My friends on Twitter didn't abandon their beliefs or their principles — only their scorn. They channeled their infinitely justifiable offense and came to me with pointed questions tempered with kindness and humor. They approached me as a human being, and that was more transformative than two full decades of outrage, disdain and violence. I know that some might not have the time or the energy or the patience for extensive engagement, but as difficult as it can be, reaching out to someone we disagree with is an option that is available to all of us. And I sincerely believe that we can do hard things, not just for them but for us and our future. Escalating disgust and intractable conflict are not what we want for ourselves, or our country or our next generation.

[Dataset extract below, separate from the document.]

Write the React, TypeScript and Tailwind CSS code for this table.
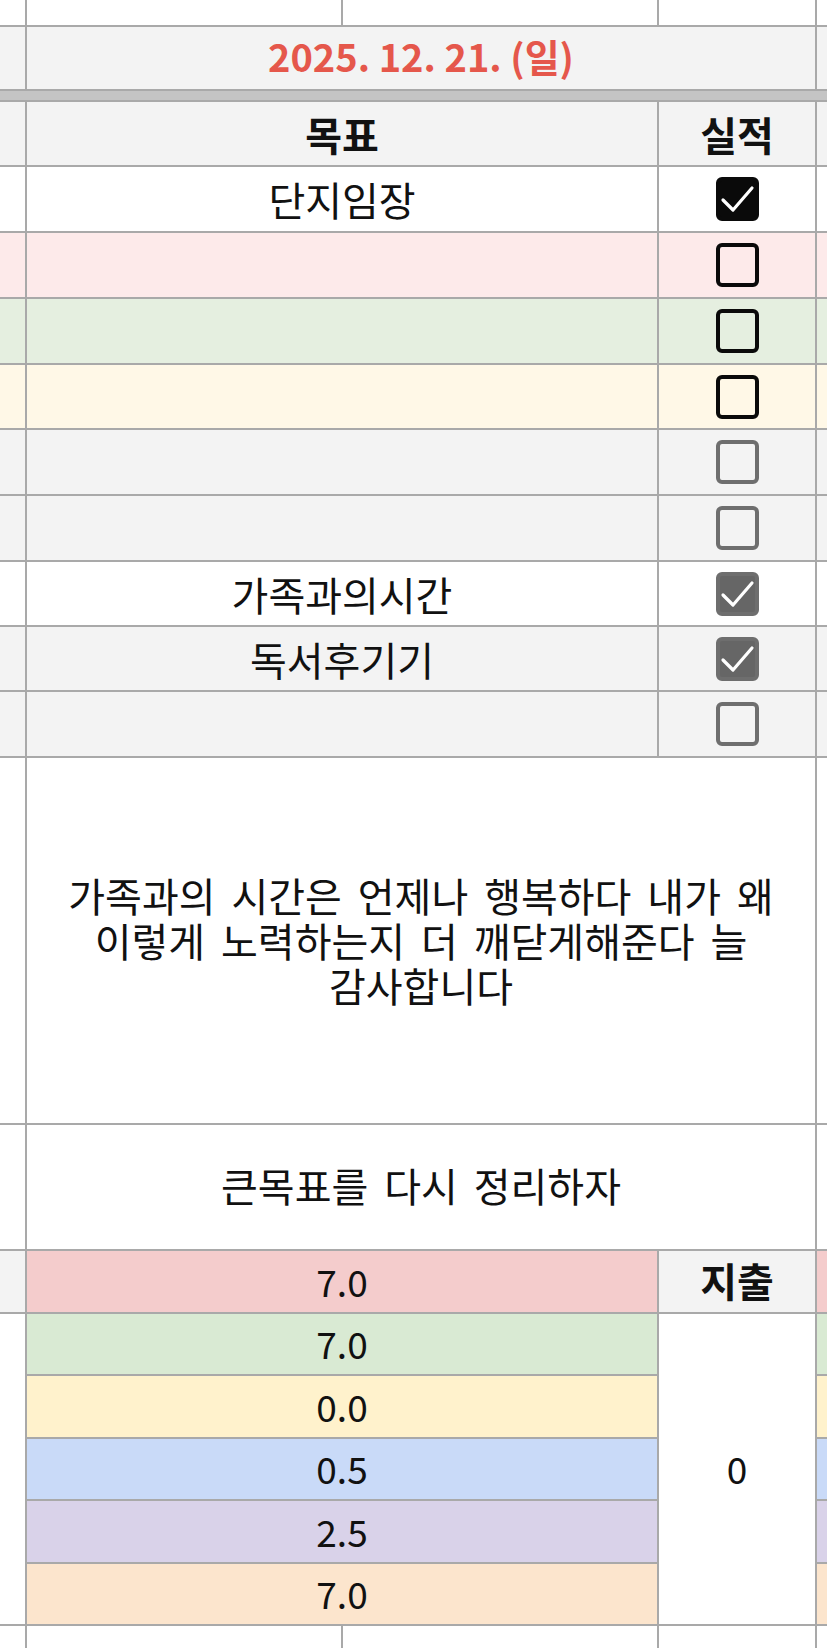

My mom said something to me a few weeks before I left Westboro, when I was desperately hoping there was a way I could stay with my family. People I have loved with every pulse of my heart since even before I was that chubby-cheeked five-year-old, standing on a picket line holding a sign I couldn't read. She said, "You're just a human being, my dear, sweet child." She was asking me to be humble — not to question but to trust God and my elders. But to me, she was missing the bigger picture — that we're all just human beings. That we should be guided by that most basic fact, and approach one another with generosity and compassion.
Each one of us contributes to the communities and the cultures and the societies that we make up. The end of this spiral of rage and blame begins with one person who refuses to indulge these destructive, seductive impulses. We just have to decide that it's going to start with us.